- **Data excerpt**
================================

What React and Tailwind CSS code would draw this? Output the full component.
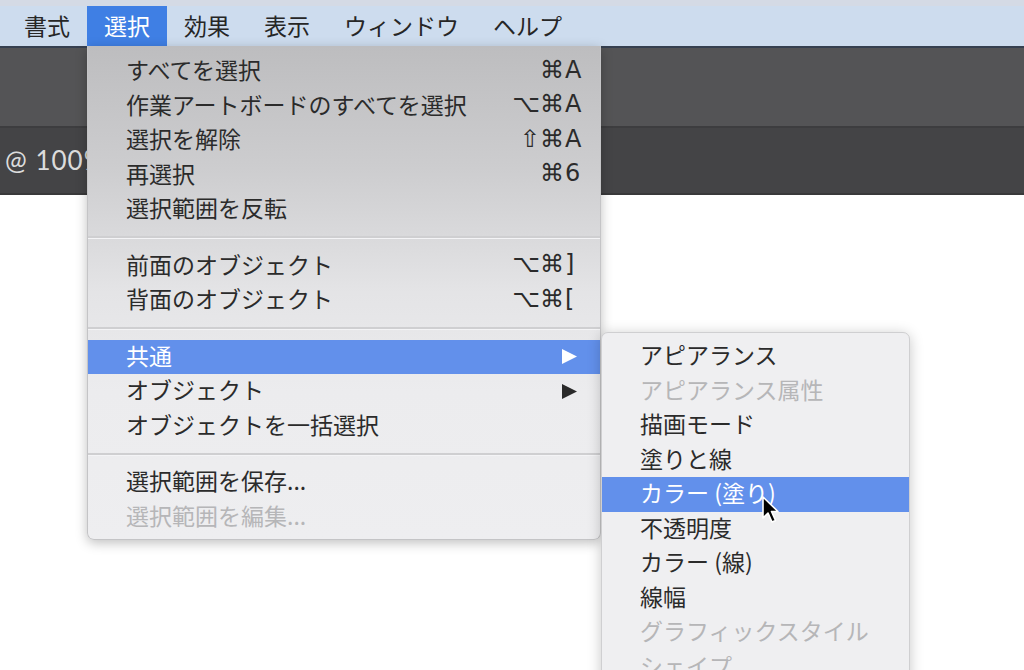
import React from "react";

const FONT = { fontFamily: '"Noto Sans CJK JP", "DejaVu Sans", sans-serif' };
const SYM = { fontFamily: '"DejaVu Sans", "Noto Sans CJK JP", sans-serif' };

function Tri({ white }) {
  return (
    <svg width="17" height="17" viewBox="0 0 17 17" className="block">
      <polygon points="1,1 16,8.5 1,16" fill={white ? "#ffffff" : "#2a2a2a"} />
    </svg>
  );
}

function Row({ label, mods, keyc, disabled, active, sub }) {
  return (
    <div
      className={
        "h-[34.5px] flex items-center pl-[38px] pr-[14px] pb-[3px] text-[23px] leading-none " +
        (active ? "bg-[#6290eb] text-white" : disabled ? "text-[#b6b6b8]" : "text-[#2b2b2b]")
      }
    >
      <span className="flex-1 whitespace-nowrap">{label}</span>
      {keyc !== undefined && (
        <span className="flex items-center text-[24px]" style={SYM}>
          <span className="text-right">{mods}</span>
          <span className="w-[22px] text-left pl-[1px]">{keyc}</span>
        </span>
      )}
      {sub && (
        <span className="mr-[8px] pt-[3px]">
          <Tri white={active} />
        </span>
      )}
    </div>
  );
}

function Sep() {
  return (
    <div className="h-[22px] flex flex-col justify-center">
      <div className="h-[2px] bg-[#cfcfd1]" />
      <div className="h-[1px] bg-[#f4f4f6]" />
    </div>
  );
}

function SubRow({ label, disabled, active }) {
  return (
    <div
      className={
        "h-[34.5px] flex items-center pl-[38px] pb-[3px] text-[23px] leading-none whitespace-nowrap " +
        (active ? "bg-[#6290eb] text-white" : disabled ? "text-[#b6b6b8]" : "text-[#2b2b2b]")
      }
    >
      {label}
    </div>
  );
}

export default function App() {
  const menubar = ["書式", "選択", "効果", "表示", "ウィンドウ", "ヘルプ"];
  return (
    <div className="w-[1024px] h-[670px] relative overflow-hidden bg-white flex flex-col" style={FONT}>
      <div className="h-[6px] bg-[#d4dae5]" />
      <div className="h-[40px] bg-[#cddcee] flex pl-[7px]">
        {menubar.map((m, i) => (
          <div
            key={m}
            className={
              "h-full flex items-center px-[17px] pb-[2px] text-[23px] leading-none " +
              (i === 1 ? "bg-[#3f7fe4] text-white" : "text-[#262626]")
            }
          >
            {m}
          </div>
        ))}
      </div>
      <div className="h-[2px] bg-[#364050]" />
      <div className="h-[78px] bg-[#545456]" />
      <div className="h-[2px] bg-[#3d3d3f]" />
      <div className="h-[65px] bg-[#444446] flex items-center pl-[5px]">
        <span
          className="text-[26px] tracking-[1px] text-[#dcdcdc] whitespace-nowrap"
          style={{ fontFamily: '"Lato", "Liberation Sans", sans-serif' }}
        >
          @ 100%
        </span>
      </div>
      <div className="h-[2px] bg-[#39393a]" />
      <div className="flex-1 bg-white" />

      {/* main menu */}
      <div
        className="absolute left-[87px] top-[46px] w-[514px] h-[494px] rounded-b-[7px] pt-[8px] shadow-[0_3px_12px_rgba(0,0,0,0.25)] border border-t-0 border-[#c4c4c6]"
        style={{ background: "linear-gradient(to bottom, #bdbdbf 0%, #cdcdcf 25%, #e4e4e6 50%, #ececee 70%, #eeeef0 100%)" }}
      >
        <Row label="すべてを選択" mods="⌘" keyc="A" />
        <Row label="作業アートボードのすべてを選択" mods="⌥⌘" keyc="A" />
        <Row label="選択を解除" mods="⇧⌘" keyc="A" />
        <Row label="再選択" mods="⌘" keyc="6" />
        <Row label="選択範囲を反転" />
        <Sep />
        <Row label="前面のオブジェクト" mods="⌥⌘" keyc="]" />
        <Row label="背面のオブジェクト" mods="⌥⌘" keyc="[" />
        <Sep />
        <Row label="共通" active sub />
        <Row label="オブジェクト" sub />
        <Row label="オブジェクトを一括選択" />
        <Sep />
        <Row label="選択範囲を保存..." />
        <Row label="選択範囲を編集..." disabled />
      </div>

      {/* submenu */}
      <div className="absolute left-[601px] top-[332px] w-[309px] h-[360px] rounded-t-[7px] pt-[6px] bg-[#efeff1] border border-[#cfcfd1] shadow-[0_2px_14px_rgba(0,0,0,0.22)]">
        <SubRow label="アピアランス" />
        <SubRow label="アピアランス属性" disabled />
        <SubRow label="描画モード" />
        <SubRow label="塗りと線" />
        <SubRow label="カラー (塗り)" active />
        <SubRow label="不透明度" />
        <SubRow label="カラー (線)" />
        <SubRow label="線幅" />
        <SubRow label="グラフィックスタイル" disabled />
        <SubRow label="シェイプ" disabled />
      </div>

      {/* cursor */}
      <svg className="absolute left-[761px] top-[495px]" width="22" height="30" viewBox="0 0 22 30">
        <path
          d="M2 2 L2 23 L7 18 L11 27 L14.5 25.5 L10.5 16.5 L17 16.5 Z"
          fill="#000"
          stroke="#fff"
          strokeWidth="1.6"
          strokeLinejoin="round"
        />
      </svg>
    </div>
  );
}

================================

- **Directions**
All of the material above needs to be restated exactly, with no pictures.

- **Result of the exercise**
What React and Tailwind CSS code would draw this? Output the full component.
import React from "react";

const FONT = { fontFamily: '"Noto Sans CJK JP", "DejaVu Sans", sans-serif' };
const SYM = { fontFamily: '"DejaVu Sans", "Noto Sans CJK JP", sans-serif' };

function Tri({ white }) {
  return (
    <svg width="17" height="17" viewBox="0 0 17 17" className="block">
      <polygon points="1,1 16,8.5 1,16" fill={white ? "#ffffff" : "#2a2a2a"} />
    </svg>
  );
}

function Row({ label, mods, keyc, disabled, active, sub }) {
  return (
    <div
      className={
        "h-[34.5px] flex items-center pl-[38px] pr-[14px] pb-[3px] text-[23px] leading-none " +
        (active ? "bg-[#6290eb] text-white" : disabled ? "text-[#b6b6b8]" : "text-[#2b2b2b]")
      }
    >
      <span className="flex-1 whitespace-nowrap">{label}</span>
      {keyc !== undefined && (
        <span className="flex items-center text-[24px]" style={SYM}>
          <span className="text-right">{mods}</span>
          <span className="w-[22px] text-left pl-[1px]">{keyc}</span>
        </span>
      )}
      {sub && (
        <span className="mr-[8px] pt-[3px]">
          <Tri white={active} />
        </span>
      )}
    </div>
  );
}

function Sep() {
  return (
    <div className="h-[22px] flex flex-col justify-center">
      <div className="h-[2px] bg-[#cfcfd1]" />
      <div className="h-[1px] bg-[#f4f4f6]" />
    </div>
  );
}

function SubRow({ label, disabled, active }) {
  return (
    <div
      className={
        "h-[34.5px] flex items-center pl-[38px] pb-[3px] text-[23px] leading-none whitespace-nowrap " +
        (active ? "bg-[#6290eb] text-white" : disabled ? "text-[#b6b6b8]" : "text-[#2b2b2b]")
      }
    >
      {label}
    </div>
  );
}

export default function App() {
  const menubar = ["書式", "選択", "効果", "表示", "ウィンドウ", "ヘルプ"];
  return (
    <div className="w-[1024px] h-[670px] relative overflow-hidden bg-white flex flex-col" style={FONT}>
      <div className="h-[6px] bg-[#d4dae5]" />
      <div className="h-[40px] bg-[#cddcee] flex pl-[7px]">
        {menubar.map((m, i) => (
          <div
            key={m}
            className={
              "h-full flex items-center px-[17px] pb-[2px] text-[23px] leading-none " +
              (i === 1 ? "bg-[#3f7fe4] text-white" : "text-[#262626]")
            }
          >
            {m}
          </div>
        ))}
      </div>
      <div className="h-[2px] bg-[#364050]" />
      <div className="h-[78px] bg-[#545456]" />
      <div className="h-[2px] bg-[#3d3d3f]" />
      <div className="h-[65px] bg-[#444446] flex items-center pl-[5px]">
        <span
          className="text-[26px] tracking-[1px] text-[#dcdcdc] whitespace-nowrap"
          style={{ fontFamily: '"Lato", "Liberation Sans", sans-serif' }}
        >
          @ 100%
        </span>
      </div>
      <div className="h-[2px] bg-[#39393a]" />
      <div className="flex-1 bg-white" />

      {/* main menu */}
      <div
        className="absolute left-[87px] top-[46px] w-[514px] h-[494px] rounded-b-[7px] pt-[8px] shadow-[0_3px_12px_rgba(0,0,0,0.25)] border border-t-0 border-[#c4c4c6]"
        style={{ background: "linear-gradient(to bottom, #bdbdbf 0%, #cdcdcf 25%, #e4e4e6 50%, #ececee 70%, #eeeef0 100%)" }}
      >
        <Row label="すべてを選択" mods="⌘" keyc="A" />
        <Row label="作業アートボードのすべてを選択" mods="⌥⌘" keyc="A" />
        <Row label="選択を解除" mods="⇧⌘" keyc="A" />
        <Row label="再選択" mods="⌘" keyc="6" />
        <Row label="選択範囲を反転" />
        <Sep />
        <Row label="前面のオブジェクト" mods="⌥⌘" keyc="]" />
        <Row label="背面のオブジェクト" mods="⌥⌘" keyc="[" />
        <Sep />
        <Row label="共通" active sub />
        <Row label="オブジェクト" sub />
        <Row label="オブジェクトを一括選択" />
        <Sep />
        <Row label="選択範囲を保存..." />
        <Row label="選択範囲を編集..." disabled />
      </div>

      {/* submenu */}
      <div className="absolute left-[601px] top-[332px] w-[309px] h-[360px] rounded-t-[7px] pt-[6px] bg-[#efeff1] border border-[#cfcfd1] shadow-[0_2px_14px_rgba(0,0,0,0.22)]">
        <SubRow label="アピアランス" />
        <SubRow label="アピアランス属性" disabled />
        <SubRow label="描画モード" />
        <SubRow label="塗りと線" />
        <SubRow label="カラー (塗り)" active />
        <SubRow label="不透明度" />
        <SubRow label="カラー (線)" />
        <SubRow label="線幅" />
        <SubRow label="グラフィックスタイル" disabled />
        <SubRow label="シェイプ" disabled />
      </div>

      {/* cursor */}
      <svg className="absolute left-[761px] top-[495px]" width="22" height="30" viewBox="0 0 22 30">
        <path
          d="M2 2 L2 23 L7 18 L11 27 L14.5 25.5 L10.5 16.5 L17 16.5 Z"
          fill="#000"
          stroke="#fff"
          strokeWidth="1.6"
          strokeLinejoin="round"
        />
      </svg>
    </div>
  );
}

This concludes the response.